Aber das Schweigen kehrt zur Stunde des Mondes, des Vollmondes zurück; wie immer, so folgen ihm auch heute Blendwerk und trügerische Beleuchtung, seltsam verschönert er die alte Stadt, die so lächerlich hoch dort oben in unserem Himmel schwebt, er hüllt sie in ein rosenrotes Licht, aber das Licht ist hart, ist eisig zugleich.
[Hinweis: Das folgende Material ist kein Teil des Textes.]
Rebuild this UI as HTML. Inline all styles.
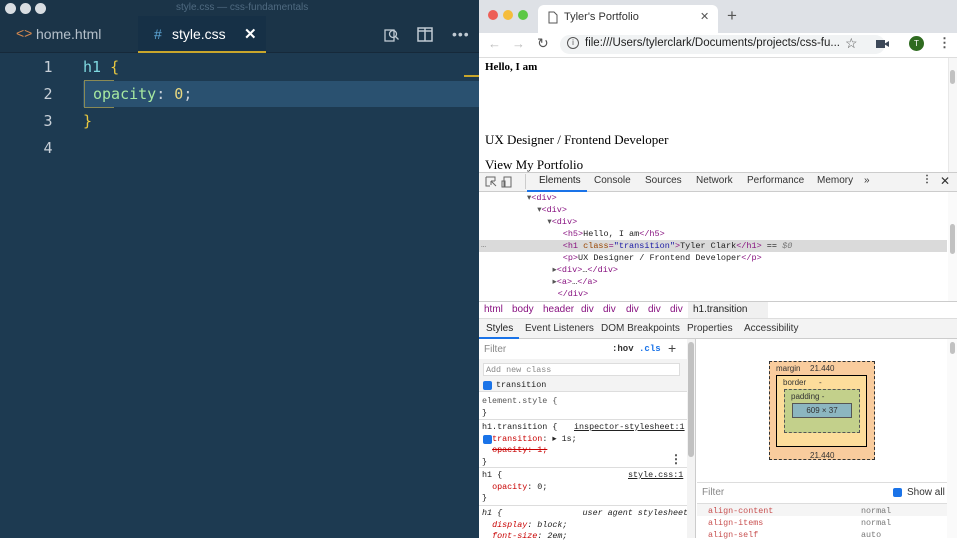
<!DOCTYPE html><html><head><meta charset="utf-8"><style>
*{margin:0;padding:0;box-sizing:border-box}
body{width:957px;height:538px;overflow:hidden;position:relative;font-family:"Liberation Sans",sans-serif;background:#fff}
.a{position:absolute}
.mono{font-family:"Liberation Mono",monospace}
#ed{left:0;top:0;width:479px;height:538px;background:#1d3a51}
.ln{color:#c8d0d8;font-size:15px;left:38px;width:20px;text-align:center}
.code{font-size:15px;font-family:"DejaVu Sans Mono",monospace}
.dt{font-size:8.5px;font-family:"Liberation Mono",monospace;color:#222;white-space:pre}
.ar{color:#555}
.tag{color:#881280}.at{color:#994500}.av{color:#1a1aa6}
.sm{font-size:10px;color:#333}
.st{font-size:8.4px;font-family:"Liberation Mono",monospace;white-space:pre;color:#222}
.pr{color:#c80000}
.bc{position:absolute;top:304px;font-size:10px;color:#881280}
</style></head><body>
<div id="ed" class="a">
 <div class="a" style="left:0;top:0;width:479px;height:16px;background:#1b3448"></div>
 <div class="a" style="left:5px;top:3px;width:11px;height:11px;border-radius:50%;background:#d8dde2"></div>
 <div class="a" style="left:20px;top:3px;width:11px;height:11px;border-radius:50%;background:#d8dde2"></div>
 <div class="a" style="left:35px;top:3px;width:11px;height:11px;border-radius:50%;background:#d8dde2"></div>
 <div class="a" style="left:176px;top:2px;font-size:10px;color:#4f6a80">style.css — css-fundamentals</div>
 <div class="a" style="left:0;top:16px;width:479px;height:37px;background:#1b3448;border-bottom:1px solid #16293a"></div>
 <div class="a" style="left:16px;top:25px;font-size:14px;color:#d88a50">&lt;&gt;</div>
 <div class="a" style="left:36px;top:26px;font-size:14px;color:#b5c0ca">home.html</div>
 <div class="a" style="left:138px;top:16px;width:128px;height:37px;background:#163046;border-bottom:2px solid #c9a62b"></div>
 <div class="a" style="left:154px;top:26px;font-size:14px;color:#5fa8d8">#</div>
 <div class="a" style="left:172px;top:26px;font-size:14px;color:#fff">style.css</div>
 <div class="a" style="left:244px;top:25px;font-size:15px;color:#fff;font-weight:bold">✕</div>
 <svg class="a" style="left:384px;top:27px" width="16" height="16" viewBox="0 0 16 16" fill="none" stroke="#c0cad3" stroke-width="1.3"><rect x="1" y="3" width="9" height="11"/><circle cx="9" cy="7" r="3.5"/><path d="M11.5 9.5l3 3"/></svg>
 <svg class="a" style="left:417px;top:27px" width="16" height="15" viewBox="0 0 16 15" fill="none" stroke="#c0cad3" stroke-width="1.5"><rect x="1" y="1" width="14" height="13"/><path d="M8 1v13M1 4h14"/></svg>
 <div class="a" style="left:452px;top:26px;font-size:14px;color:#c0cad3;letter-spacing:1px">•••</div>
 <div class="a" style="left:83px;top:81px;width:396px;height:26px;background:#2a5170"></div>
 <div class="a" style="left:84px;top:80px;width:30px;height:28px;border-left:1px solid #8a8a55;border-top:1px solid #8a8a55;border-bottom:1px solid #8a8a55"></div>
 <div class="a" style="left:464px;top:75px;width:15px;height:2px;background:#c9a62b"></div>
 <div class="a ln code" style="top:58px">1</div>
 <div class="a ln code" style="top:85px">2</div>
 <div class="a ln code" style="top:112px">3</div>
 <div class="a ln code" style="top:139px">4</div>
 <div class="a code" style="left:83px;top:58px;color:#7fd8e0">h1 <span style="color:#e8c840">{</span></div>
 <div class="a code" style="left:93px;top:85px;color:#a6e8a0">opacity<span style="color:#c8d0d8">:</span> <span style="color:#e8d880">0</span><span style="color:#c8d0d8">;</span></div>
 <div class="a code" style="left:83px;top:112px;color:#e8c840">}</div>
</div>
<!-- chrome -->
<div class="a" style="left:479px;top:0;width:478px;height:33px;background:#dee1e6"></div>
<div class="a" style="left:488px;top:10px;width:10px;height:10px;border-radius:50%;background:#ed5f57"></div>
<div class="a" style="left:503px;top:10px;width:10px;height:10px;border-radius:50%;background:#f5bd3c"></div>
<div class="a" style="left:518px;top:10px;width:10px;height:10px;border-radius:50%;background:#5cc845"></div>
<div class="a" style="left:538px;top:5px;width:180px;height:28px;background:#fff;border-radius:6px 6px 0 0"></div>
<svg class="a" style="left:548px;top:11px" width="10" height="13" viewBox="0 0 10 13" fill="none" stroke="#555"><path d="M1 1h5l3 3v8H1z"/></svg>
<div class="a" style="left:564px;top:11px;font-size:11px;color:#333">Tyler's Portfolio</div>
<div class="a" style="left:700px;top:10px;font-size:11px;color:#555">✕</div>
<div class="a" style="left:727px;top:6px;font-size:17px;color:#555">+</div>
<div class="a" style="left:479px;top:33px;width:478px;height:25px;background:#fff;border-bottom:1px solid #ddd"></div>
<div class="a" style="left:488px;top:36px;font-size:13px;color:#bbb">←</div>
<div class="a" style="left:512px;top:36px;font-size:13px;color:#bbb">→</div>
<div class="a" style="left:537px;top:35px;font-size:14px;color:#555">↻</div>
<div class="a" style="left:560px;top:35px;width:325px;height:19px;border-radius:10px;background:#f1f3f4"></div>
<div class="a" style="left:567px;top:37px;width:12px;height:12px;border:1.3px solid #555;border-radius:50%;font-size:8px;text-align:center;line-height:10px;color:#555">i</div>
<div class="a" style="left:585px;top:37px;font-size:11.5px;color:#222">file:///Users/tylerclark/Documents/projects/css-fu...</div>
<div class="a" style="left:845px;top:35px;font-size:14px;color:#555">☆</div>
<div class="a" style="left:876px;top:40px;width:9px;height:8px;background:#3c4858"></div>
<div class="a" style="left:884px;top:41px;border-right:5px solid #3c4858;border-top:3px solid transparent;border-bottom:3px solid transparent"></div>
<div class="a" style="left:909px;top:36px;width:15px;height:15px;border-radius:50%;background:#2f6b20;color:#fff;font-size:8px;text-align:center;line-height:15px">T</div>
<div class="a" style="left:938px;top:35px;font-size:13px;color:#555;font-weight:bold">⋮</div>
<div class="a" style="left:485px;top:61px;font-family:'Liberation Serif',serif;font-weight:bold;font-size:11px">Hello, I am</div>
<div class="a" style="left:485px;top:132px;font-family:'Liberation Serif',serif;font-size:13px">UX Designer / Frontend Developer</div>
<div class="a" style="left:485px;top:157px;font-family:'Liberation Serif',serif;font-size:13px">View My Portfolio</div>
<div class="a" style="left:948px;top:58px;width:9px;height:114px;background:#f7f7f7;border-left:1px solid #e8e8e8"></div>
<div class="a" style="left:950px;top:70px;width:5px;height:14px;border-radius:3px;background:#c1c1c1"></div>
<!-- devtools -->
<div class="a" style="left:479px;top:172px;width:478px;height:20px;background:#f3f3f3;border-top:1px solid #ccc;border-bottom:1px solid #ccc"></div>
<svg class="a" style="left:485px;top:176px" width="30" height="12" viewBox="0 0 30 12" fill="none" stroke="#666"><path d="M1 1h9v4M1 1v9h4"/><path d="M6 5l5 5M6 5h4M6 5v4"/><rect x="19" y="1" width="7" height="10"/><rect x="17" y="5" width="3" height="6"/></svg>
<div class="a" style="left:525px;top:174px;width:1px;height:15px;background:#ccc"></div>
<div class="a sm" style="left:539px;top:175px;color:#222">Elements</div>
<div class="a" style="left:527px;top:190px;width:60px;height:2px;background:#1a73e8"></div>
<div class="a sm" style="left:594px;top:175px">Console</div>
<div class="a sm" style="left:645px;top:175px">Sources</div>
<div class="a sm" style="left:696px;top:175px">Network</div>
<div class="a sm" style="left:747px;top:175px">Performance</div>
<div class="a sm" style="left:817px;top:175px">Memory</div>
<div class="a sm" style="left:864px;top:175px">»</div>
<div class="a sm" style="left:922px;top:174px;font-weight:bold">⋮</div>
<div class="a sm" style="left:940px;top:174px;font-size:12px">✕</div>
<div class="a" style="left:479px;top:240px;width:468px;height:12px;background:#dadada"></div>
<div class="a dt" style="left:527px;top:192px;line-height:12px"><span class="ar">▾</span><span class="tag">&lt;div&gt;</span>
  <span class="ar">▾</span><span class="tag">&lt;div&gt;</span>
    <span class="ar">▾</span><span class="tag">&lt;div&gt;</span>
       <span class="tag">&lt;h5&gt;</span>Hello, I am<span class="tag">&lt;/h5&gt;</span>
       <span class="tag">&lt;h1 </span><span class="at">class</span><span class="tag">=</span><span class="av">"transition"</span><span class="tag">&gt;</span>Tyler Clark<span class="tag">&lt;/h1&gt;</span> == <i style="color:#777">$0</i>
       <span class="tag">&lt;p&gt;</span>UX Designer / Frontend Developer<span class="tag">&lt;/p&gt;</span>
     <span class="ar">▸</span><span class="tag">&lt;div&gt;</span>…<span class="tag">&lt;/div&gt;</span>
     <span class="ar">▸</span><span class="tag">&lt;a&gt;</span>…<span class="tag">&lt;/a&gt;</span>
      <span class="tag">&lt;/div&gt;</span></div>
<div class="a dt" style="left:481px;top:240px;color:#777">…</div>
<div class="a" style="left:948px;top:192px;width:9px;height:109px;background:#fafafa"></div>
<div class="a" style="left:950px;top:224px;width:5px;height:30px;border-radius:3px;background:#c1c1c1"></div>
<div class="a" style="left:479px;top:301px;width:478px;height:18px;background:#fff;border-top:1px solid #ccc;border-bottom:1px solid #ddd"></div>
<div class="bc" style="left:484px">html</div>
<div class="bc" style="left:512px">body</div>
<div class="bc" style="left:543px">header</div>
<div class="bc" style="left:581px">div</div>
<div class="bc" style="left:603px">div</div>
<div class="bc" style="left:626px">div</div>
<div class="bc" style="left:648px">div</div>
<div class="bc" style="left:670px">div</div>
<div class="a" style="left:688px;top:302px;width:80px;height:16px;background:#f0f0f0"></div>
<div class="a sm" style="left:693px;top:304px;color:#222">h1.transition</div>
<div class="a" style="left:479px;top:319px;width:478px;height:20px;background:#f3f3f3;border-bottom:1px solid #ccc"></div>
<div class="a sm" style="left:486px;top:323px;color:#222">Styles</div>
<div class="a" style="left:479px;top:337px;width:40px;height:2px;background:#1a73e8"></div>
<div class="a sm" style="left:525px;top:323px">Event Listeners</div>
<div class="a sm" style="left:601px;top:323px">DOM Breakpoints</div>
<div class="a sm" style="left:687px;top:323px">Properties</div>
<div class="a sm" style="left:744px;top:323px">Accessibility</div>
<!-- styles -->
<div class="a" style="left:479px;top:339px;width:208px;height:199px;background:#fff"></div>
<div class="a sm" style="left:484px;top:344px;color:#888">Filter</div>
<div class="a mono" style="left:612px;top:344px;font-size:9px;font-weight:bold;color:#333">:hov <span style="color:#1a73e8">.cls</span></div>
<div class="a" style="left:668px;top:340px;font-size:14px;color:#444">+</div>
<div class="a" style="left:479px;top:359px;width:208px;height:33px;background:#f3f3f3;border-bottom:1px solid #ddd"></div>
<div class="a" style="left:483px;top:363px;width:197px;height:13px;background:#fff;border:1px solid #ddd"></div>
<div class="a st" style="left:486px;top:365px;color:#888">Add new class</div>
<div class="a" style="left:483px;top:381px;width:9px;height:9px;border-radius:2px;background:#1a73e8"></div>
<div class="a st" style="left:496px;top:380px">transition</div>
<div class="a st" style="left:482px;top:395px;line-height:12px"><span style="color:#555">element.style {</span>
}</div>
<div class="a" style="left:479px;top:419px;width:208px;height:1px;background:#ddd"></div>
<div class="a st" style="left:482px;top:422px;line-height:11.5px">h1.transition {
  <span class="pr">transition</span>: ▸ 1s;
  <s class="pr">opacity: 1;</s>
}</div>
<div class="a" style="left:483px;top:435px;width:9px;height:9px;border-radius:2px;background:#1a73e8"></div>
<div class="a st" style="left:574px;top:422px;text-decoration:underline">inspector-stylesheet:1</div>
<div class="a" style="left:670px;top:452px;font-size:12px;font-weight:bold;color:#444">⋮</div>
<div class="a" style="left:479px;top:467px;width:208px;height:1px;background:#ddd"></div>
<div class="a st" style="left:482px;top:470px;line-height:11.5px">h1 {
  <span class="pr">opacity</span>: 0;
}</div>
<div class="a st" style="left:628px;top:470px;text-decoration:underline">style.css:1</div>
<div class="a" style="left:479px;top:505px;width:208px;height:1px;background:#ddd"></div>
<div class="a st" style="left:482px;top:508px;line-height:11.5px;font-style:italic">h1 {                user agent stylesheet
  <span class="pr">display</span>: block;
  <span class="pr">font-size</span>: 2em;</div>
<div class="a" style="left:687px;top:339px;width:9px;height:199px;background:#f3f3f3;border-right:1px solid #ccc"></div>
<div class="a" style="left:688px;top:342px;width:6px;height:115px;border-radius:3px;background:#c1c1c1"></div>
<!-- box model -->
<div class="a" style="left:769px;top:361px;width:106px;height:99px;background:#f9cc9d;border:1px dashed #333"></div>
<div class="a" style="left:776px;top:364px;font-size:8px;color:#333">margin</div>
<div class="a" style="left:810px;top:364px;font-size:8px;color:#333">21.440</div>
<div class="a" style="left:776px;top:375px;width:91px;height:72px;background:#fddd9b;border:1px solid #000"></div>
<div class="a" style="left:783px;top:378px;font-size:8px;color:#333">border</div>
<div class="a" style="left:819px;top:378px;font-size:8px;color:#333">-</div>
<div class="a" style="left:784px;top:389px;width:76px;height:44px;background:#c3d08b;border:1px dashed #555"></div>
<div class="a" style="left:791px;top:392px;font-size:8px;color:#333">padding -</div>
<div class="a" style="left:792px;top:403px;width:60px;height:15px;background:#8cb6c0;border:1px solid #555;font-size:8px;text-align:center;line-height:13px;color:#333">609 × 37</div>
<div class="a" style="left:810px;top:451px;font-size:8px;color:#333">21.440</div>
<div class="a" style="left:697px;top:482px;width:260px;height:1px;background:#ddd"></div>
<div class="a sm" style="left:702px;top:487px;color:#888">Filter</div>
<div class="a" style="left:893px;top:488px;width:9px;height:9px;border-radius:2px;background:#1a73e8"></div>
<div class="a sm" style="left:907px;top:487px">Show all</div>
<div class="a" style="left:697px;top:503px;width:250px;height:1px;background:#ddd"></div>
<div class="a" style="left:697px;top:504px;width:250px;height:12px;background:#f5f5f5"></div>
<div class="a st" style="left:708px;top:505px;line-height:12px;color:#c85050">align-content
align-items
align-self</div>
<div class="a st" style="left:861px;top:505px;line-height:12px;color:#777">normal
normal
auto</div>
<div class="a" style="left:947px;top:339px;width:10px;height:199px;background:#fafafa"></div>
<div class="a" style="left:950px;top:342px;width:5px;height:12px;border-radius:3px;background:#c1c1c1"></div>
</body></html>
Um aus der großen, außerhalb der Wüste gelegenen Oase hinauszugelangen, suchen wir uns frühmorgens mitten durch die Höhlen und Löcher am Fuße, ja fast unterhalb der hängenden, hohen Stadt einen Weg; der vorspringende Felsen, der sie stützt, hüllt uns noch immer in seinen kalten Schatten ein, während die schöne, aufgehende Sonne sonst alles erwärmt. Über unseren Köpfen, in ihrem Adlerhorst, stehen viele Leute, am Rande der schwindelerregenden Terrassen, oder sie neigen sich aus den vorspringenden Fenstern heraus und sehen senkrecht auf uns herab.